Synopses & Reviews
This major new study of psychiatry and psychology--during the sixteenth and seventeenth centuries--traces the struggle between politics and popular culture which influenced the scientific revolution. David Lederer explores the treatment of mental illness in society before the emergence of professional psychiatry, the use of spiritual remedies ('spiritual physic') to deal with physical and mental ailments from melancholy to demonic possession, how early modern people understood the soul and the impact of the Counter-Reformation on all these issues.
Review
"The strength of this book lies in Lederer's willingness to engage both the ideological/cultural construction of madness and the everyday experience of spiritual afflictions... As is always the case, the careful examination of the complex interplay of social, cultural and intellectual movements makes for excellent history."

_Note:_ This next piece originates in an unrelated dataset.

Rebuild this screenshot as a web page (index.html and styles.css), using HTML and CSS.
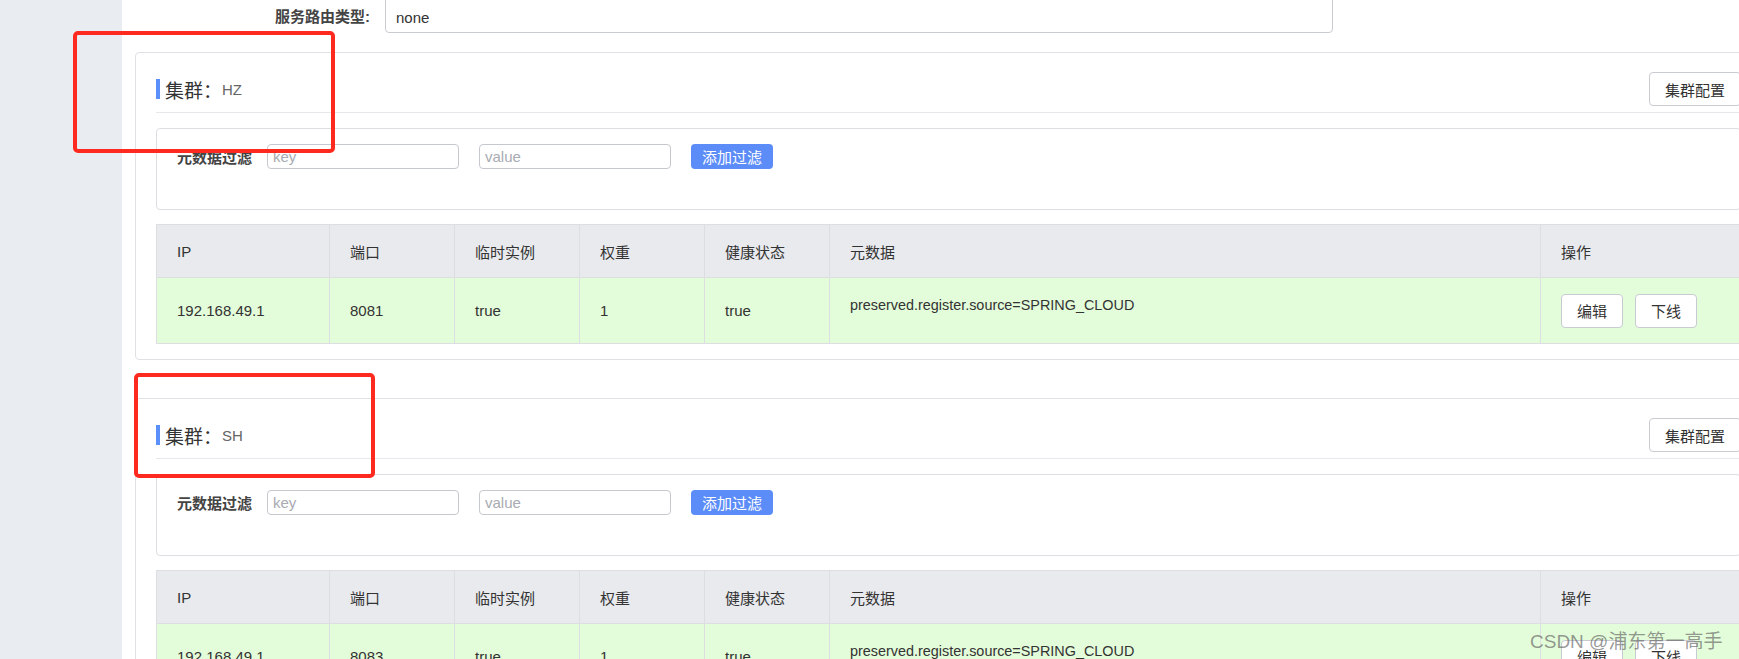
FILE: index.html
```html
<!DOCTYPE html>
<html lang="zh-CN">
<head>
<meta charset="utf-8">
<title>集群</title>
<link rel="stylesheet" href="styles.css">
</head>
<body>
<div class="page">
  <aside class="sidebar"></aside>
  <main class="main">
    <div class="form-row">
      <label class="form-label">服务路由类型:</label>
      <input class="form-input" value="none" readonly>
    </div>

    <section class="cluster">
      <div class="cluster-head">
        <div class="cluster-title"><span class="bar"></span>集群：<span class="cluster-name">HZ</span></div>
        <button class="btn">集群配置</button>
      </div>
      <div class="filter">
        <div class="filter-row">
          <span class="filter-label">元数据过滤</span>
          <input class="filter-input" placeholder="key">
          <input class="filter-input" placeholder="value">
          <button class="btn-primary">添加过滤</button>
        </div>
      </div>
      <table class="grid">
        <colgroup>
          <col class="c-ip"><col class="c-n"><col class="c-n"><col class="c-n"><col class="c-n"><col class="c-meta"><col>
        </colgroup>
        <thead>
          <tr><th>IP</th><th>端口</th><th>临时实例</th><th>权重</th><th>健康状态</th><th>元数据</th><th>操作</th></tr>
        </thead>
        <tbody>
          <tr>
            <td>192.168.49.1</td><td>8081</td><td>true</td><td>1</td><td>true</td>
            <td><div class="meta">preserved.register.source=SPRING_CLOUD</div></td>
            <td><div class="ops"><button class="btn">编辑</button><button class="btn">下线</button></div></td>
          </tr>
        </tbody>
      </table>
    </section>

    <section class="cluster">
      <div class="cluster-head">
        <div class="cluster-title"><span class="bar"></span>集群：<span class="cluster-name">SH</span></div>
        <button class="btn">集群配置</button>
      </div>
      <div class="filter">
        <div class="filter-row">
          <span class="filter-label">元数据过滤</span>
          <input class="filter-input" placeholder="key">
          <input class="filter-input" placeholder="value">
          <button class="btn-primary">添加过滤</button>
        </div>
      </div>
      <table class="grid">
        <colgroup>
          <col class="c-ip"><col class="c-n"><col class="c-n"><col class="c-n"><col class="c-n"><col class="c-meta"><col>
        </colgroup>
        <thead>
          <tr><th>IP</th><th>端口</th><th>临时实例</th><th>权重</th><th>健康状态</th><th>元数据</th><th>操作</th></tr>
        </thead>
        <tbody>
          <tr>
            <td>192.168.49.1</td><td>8083</td><td>true</td><td>1</td><td>true</td>
            <td><div class="meta">preserved.register.source=SPRING_CLOUD</div></td>
            <td><div class="ops"><button class="btn">编辑</button><button class="btn">下线</button></div></td>
          </tr>
        </tbody>
      </table>
    </section>
  </main>

  <div class="mark mark-1"></div>
  <div class="mark mark-2"></div>
  <div class="watermark">CSDN @浦东第一高手</div>
</div>
</body>
</html>
```

FILE: styles.css
```css
html, body {
  margin: 0;
  padding: 0;
  overflow: hidden;
  background: #fff;
}

body {
  font-family: "Liberation Sans", "Noto Sans CJK SC", sans-serif;
  font-size: 15px;
  color: #333;
}

.page {
  position: relative;
  display: flex;
  min-height: 100vh;
}

.sidebar {
  width: 122px;
  flex-shrink: 0;
  background: #e9ecf1;
}

.main {
  flex: 1;
  min-width: 0;
  padding-left: 13px;
}

/* top form row */
.form-row {
  display: flex;
  height: 39px;
  margin-top: -6px;
}

.form-label {
  width: 235px;
  align-self: flex-end;
  padding-bottom: 6px;
  line-height: 20px;
  text-align: right;
  font-weight: bold;
  color: #444;
  margin-right: 15px;
}

.form-input {
  width: 948px;
  height: 39px;
  box-sizing: border-box;
  border: 1px solid #c8ccd2;
  border-radius: 4px;
  padding: 8px 10px 0;
  font: inherit;
  color: #333;
  outline: none;
}

/* cluster card */
.cluster {
  width: 1627px;
  box-sizing: border-box;
  margin-top: 19px;
  border: 1px solid #dfe1e5;
  border-radius: 4px;
  padding: 19px 20px 15px;
}

.cluster + .cluster {
  margin-top: 38px;
}

.cluster-head {
  display: flex;
  justify-content: space-between;
  align-items: center;
  padding-bottom: 6px;
  border-bottom: 1px solid #e6e8eb;
}

.cluster-title {
  display: flex;
  align-items: center;
  font-size: 19px;
  color: #333;
}

.bar {
  width: 4px;
  height: 20px;
  background: #5b8ff9;
  margin-right: 5px;
}

.cluster-name {
  font-size: 15px;
  color: #666;
}

.btn {
  height: 34px;
  box-sizing: border-box;
  padding: 0 15px;
  border: 1px solid #c8ccd2;
  border-radius: 4px;
  background: #fff;
  font: inherit;
  font-size: 15px;
  color: #333;
}

/* filter panel */
.filter {
  margin-top: 15px;
  border: 1px solid #dcdee2;
  border-radius: 4px;
  padding: 15px 20px 16px;
}

.filter-row {
  display: flex;
  align-items: center;
  height: 25px;
  margin-bottom: 24px;
}

.filter-label {
  font-weight: bold;
  color: #444;
  margin-right: 15px;
}

.filter-input {
  width: 192px;
  height: 25px;
  box-sizing: border-box;
  border: 1px solid #c5c8ce;
  border-radius: 4px;
  padding: 0 5px;
  font: inherit;
  color: #333;
  margin-right: 20px;
  outline: none;
}

.filter-input::placeholder {
  color: #a8abb2;
}

.btn-primary {
  height: 25px;
  padding: 0 11px;
  border: none;
  border-radius: 4px;
  background: #5b8cf7;
  color: #fff;
  font: inherit;
}

/* table */
.grid {
  margin-top: 14px;
  width: 100%;
  border-collapse: collapse;
  table-layout: fixed;
  border: 1px solid #dcdee2;
}

.c-ip { width: 173px; }
.c-n { width: 125px; }
.c-meta { width: 711px; }

.grid th,
.grid td {
  border: 1px solid #dcdee2;
  padding: 0 20px;
  text-align: left;
  white-space: nowrap;
  overflow: hidden;
}

.grid th {
  height: 52px;
  background: #e9eaee;
  font-weight: normal;
  color: #333;
}

.grid td {
  height: 65px;
  background: #e3fcd9;
  color: #333;
}

.meta {
  padding-bottom: 12px;
  font-size: 14.4px;
}

.ops {
  display: flex;
  gap: 12px;
}

/* annotation overlays */
.mark {
  position: absolute;
  box-sizing: border-box;
  border: 4px solid #ff2a1f;
  border-radius: 5px;
}

.mark-1 {
  left: 73px;
  top: 31px;
  width: 262px;
  height: 122px;
}

.mark-2 {
  left: 134px;
  top: 373px;
  width: 241px;
  height: 105px;
}

.watermark {
  position: absolute;
  left: 1530px;
  top: 626px;
  font-size: 19px;
  color: rgba(95, 95, 95, 0.65);
  white-space: nowrap;
}
```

H-German, Marc R. Forster, Department of History, Connecticut College
Review
"It is the most valuable kind of regional study, one that has crucial implications for the larger historical and social processes that constructed the state and its attitude toward issues of normalcy, madness, and identity formation...The result is a richly detailed and engaging study that vitally illuminates the way spiritual psyche touched the lives of people in early Modern Bavaria and seeped into the foundations of modern scientific disciplines."

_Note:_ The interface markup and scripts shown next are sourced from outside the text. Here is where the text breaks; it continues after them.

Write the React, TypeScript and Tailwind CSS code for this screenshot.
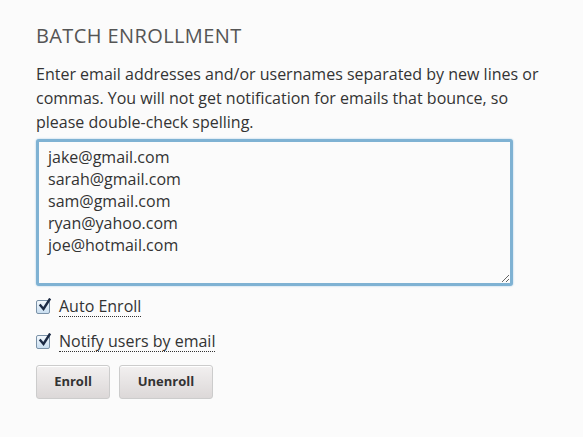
import { useState } from "react";

function Check({ checked }: { checked: boolean }) {
  return (
    <span className="relative inline-block w-[14px] h-[14px] rounded-[2px] border border-[#7b92a8] bg-gradient-to-b from-[#f4f9fd] to-[#c9def0] shrink-0">
      {checked && (
        <svg viewBox="0 0 14 14" className="absolute -top-[3px] left-[1px] w-[14px] h-[14px]">
          <path d="M2.5 7.5 L5.5 11 L11.5 1.5" fill="none" stroke="#1c2a44" strokeWidth="2.4" strokeLinecap="square" />
        </svg>
      )}
    </span>
  );
}

function Option({ label }: { label: string }) {
  const [on, setOn] = useState(true);
  return (
    <label className="flex items-center gap-[9px] cursor-pointer" onClick={() => setOn(!on)}>
      <Check checked={on} />
      <span className="border-b border-dotted border-[#333] leading-[20px] text-[16px] text-[#333]">{label}</span>
    </label>
  );
}

export default function App() {
  return (
    <div className="min-h-[437px] bg-[#fbfbfb] px-9 pt-[23px] font-['Open_Sans',sans-serif] text-[#333]">
      <h2 className="text-[20px] leading-[26px] tracking-[0.02em] text-[#555] uppercase">Batch Enrollment</h2>
      <p className="mt-[13px] text-[16px] leading-[24px] w-[512px]">
        Enter email addresses and/or usernames separated by new lines or commas. You will not get notification for emails that bounce, so please double-check spelling.
      </p>
      <textarea
        className="mt-[5px] block w-[477px] h-[147px] rounded-[3px] border-[3px] border-[#7fb2d3] bg-[#fbfbfb] px-[9px] pt-[4px] text-[16px] leading-[22px] text-[#333] outline-none shadow-[0_0_2px_#9cc5e2]"
        defaultValue={"jake@gmail.com\nsarah@gmail.com\nsam@gmail.com\nryan@yahoo.com\njoe@hotmail.com"}
      />
      <div className="mt-[10px] flex flex-col gap-[14px]">
        <Option label="Auto Enroll" />
        <Option label="Notify users by email" />
      </div>
      <div className="mt-[13px] flex gap-[9px]">
        <button className="h-[34px] w-[74px] rounded-[3px] border border-[#ccc] bg-gradient-to-b from-[#f2f0f0] to-[#dcd8d8] text-[13px] font-bold text-[#333] shadow-[inset_0_1px_0_#fff]">Enroll</button>
        <button className="h-[34px] w-[94px] rounded-[3px] border border-[#ccc] bg-gradient-to-b from-[#f2f0f0] to-[#dcd8d8] text-[13px] font-bold text-[#333] shadow-[inset_0_1px_0_#fff]">Unenroll</button>
      </div>
      <h2 className="mt-[33px] text-[20px] leading-[26px] tracking-[0.02em] text-[#555] uppercase">Batch Beta Tester Addition</h2>
    </div>
  );
}
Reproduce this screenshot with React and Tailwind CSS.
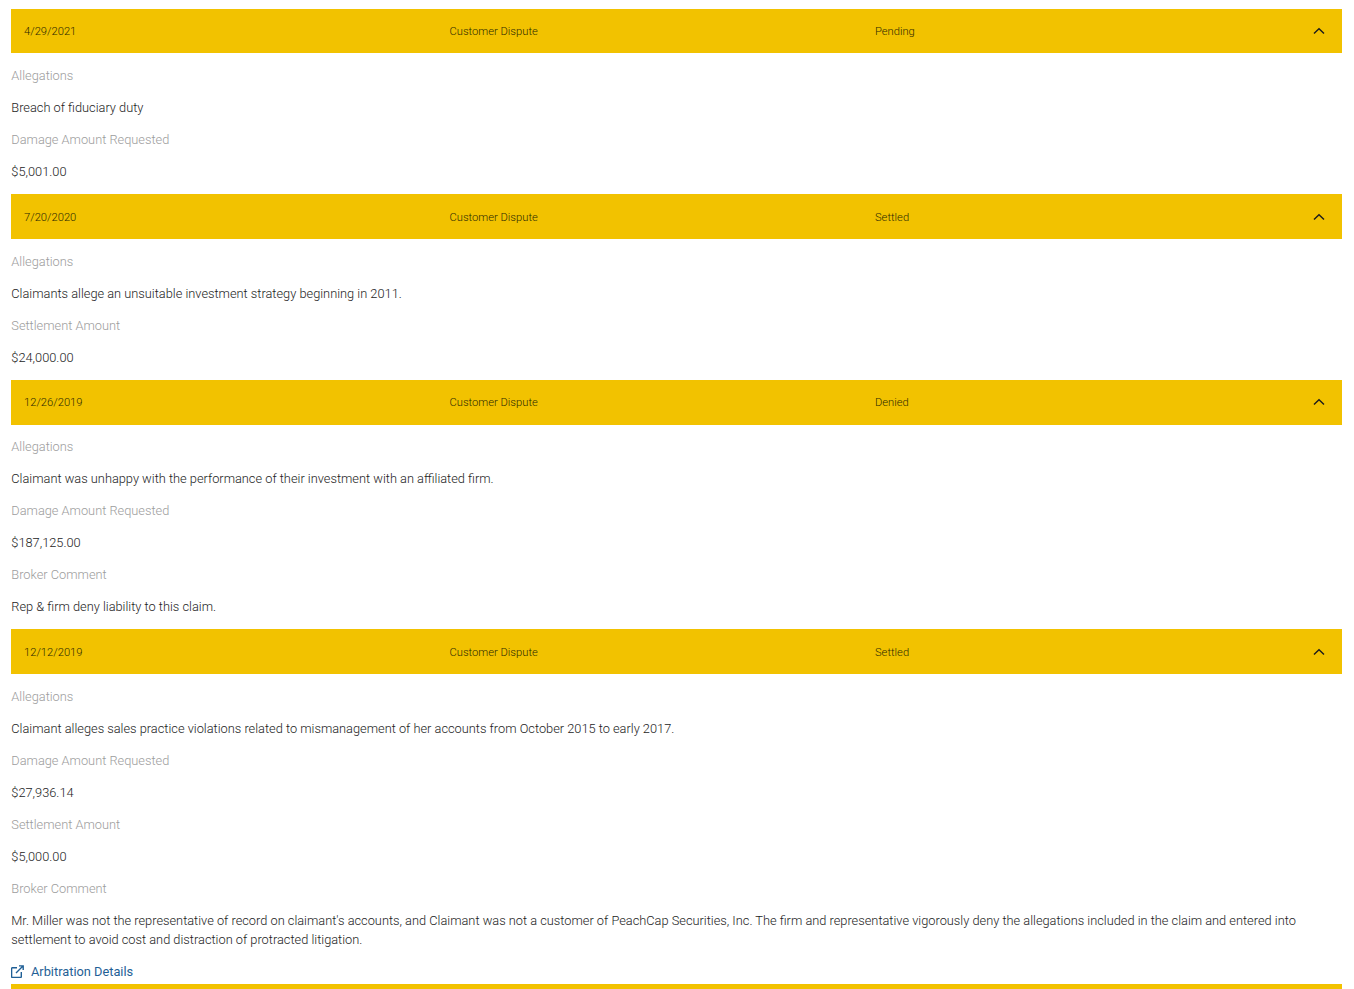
import React from "react";

const disputes = [
  {
    date: "4/29/2021",
    status: "Pending",
    fields: [
      ["Allegations", "Breach of fiduciary duty"],
      ["Damage Amount Requested", "$5,001.00"],
    ],
  },
  {
    date: "7/20/2020",
    status: "Settled",
    fields: [
      ["Allegations", "Claimants allege an unsuitable investment strategy beginning in 2011."],
      ["Settlement Amount", "$24,000.00"],
    ],
  },
  {
    date: "12/26/2019",
    status: "Denied",
    fields: [
      ["Allegations", "Claimant was unhappy with the performance of their investment with an affiliated firm."],
      ["Damage Amount Requested", "$187,125.00"],
      ["Broker Comment", "Rep & firm deny liability to this claim."],
    ],
  },
  {
    date: "12/12/2019",
    status: "Settled",
    link: true,
    fields: [
      ["Allegations", "Claimant alleges sales practice violations related to mismanagement of her accounts from October 2015 to early 2017."],
      ["Damage Amount Requested", "$27,936.14"],
      ["Settlement Amount", "$5,000.00"],
      [
        "Broker Comment",
        "Mr. Miller was not the representative of record on claimant's accounts, and Claimant was not a customer of PeachCap Securities, Inc. The firm and representative vigorously deny the allegations included in the claim and entered into settlement to avoid cost and distraction of protracted litigation.",
      ],
    ],
  },
];

function Header({ date, status }) {
  return (
    <div className="h-[44.8px] bg-[#f2c200] flex items-center pl-[12.7px] pt-[1.5px] text-[11.2px] text-[#2e2a03]">
      <div className="w-[425.5px]">{date}</div>
      <div className="w-[425.5px]">Customer Dispute</div>
      <div className="flex-1">{status}</div>
      <svg className="mr-[17px] -mt-[1.5px] w-3 h-3 text-[#1c1c1c]" viewBox="0 0 12 12" fill="none" stroke="currentColor" strokeWidth="1.4">
        <path d="M1 8.5 6 3.7l5 4.8" />
      </svg>
    </div>
  );
}

function Dispute({ item }) {
  return (
    <div>
      <Header date={item.date} status={item.status} />
      <div className="pt-[12.8px]">
        {item.fields.map(([label, value]) => (
          <div key={label}>
            <p className="mb-[12.8px] text-[#9c9c9c]">{label}</p>
            <p className="mb-[12.8px] text-[#1c1c1c]">{value}</p>
          </div>
        ))}
        {item.link && (
          <a className="flex items-center gap-[6.7px] h-[19.2px] text-[#1f5f96] font-normal">
            <svg className="w-[13px] h-[13px] -mt-px" viewBox="0 0 13 13" fill="none" stroke="currentColor" strokeWidth="1.4">
              <path d="M6 2.7H1.2a.6.6 0 0 0-.6.6v8.5a.6.6 0 0 0 .6.6h8.5a.6.6 0 0 0 .6-.6V7" />
              <path d="M5 8 12 1M8 .9h4.2v4.2" />
            </svg>
            Arbitration Details
          </a>
        )}
      </div>
    </div>
  );
}

export default function App() {
  return (
    <div className="h-screen overflow-hidden bg-white pt-[8.6px] pl-[11.3px] pr-3 font-['Roboto',sans-serif] text-[12.8px] leading-[19.2px] font-light">
      {disputes.map((item) => (
        <Dispute key={item.date} item={item} />
      ))}
      <div className="mt-[2.4px] h-[5px] bg-[#f2c200]" />
    </div>
  );
}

Pompa Banerjee, University of Colorado at Denver, The Historian
Review
"David Lederer's Madness, Religion and the State in Early Modern Europe sheds new light on the interaction of politics. religion, and society in early modern Europe and raises challenging questions about the origins of modern mental health care." -Jason P. Coy, Journal of Social History
Review
"This fine and dense study is an important contribution to our understanding of early modern mentalities, popular culture and religion, pilgrimage, healing, exorcism, sainthood and state formation." -- Renaissance Quarterly
Review
"This challenging book makes a significant contribution to the study of madness in early-modern Europe...It is impossible in a short review to capture the richness of Lederer's work...with this substantial study David Lederer establishes himself as a major historian of psychology and piety..." --Philip M. Soergel, University of Maryland: The Catholic Historic Review
Synopsis
Study of psychology during the sixteenth and seventeenth centuries, before the emergence of professional psychiatry.
Synopsis
This is a major new study of psychology during the sixteenth and seventeenth centuries, before the emergence of professional psychiatry. It traces the struggle between high politics and popular culture which influenced the scientific revolution. Dr Lederer explores the use of spiritual remedies to deal with physical and mental ailments and argues that early modern understandings of madness were embedded in the religious apprehension of mind and body. The book will appeal to anyone interested in the history of medicine and psychology, the Counter Reformation, and the phenomenon of witchcraft.
Table of Contents
1. On the soul; 2. Sackcloth and ashes; 3. Bavaria Sancta; 4. Spiritual afflictions; 5. the decline of religious madness; 6. confinement and its vicissitudes; 7. The legacy of spiritual physic.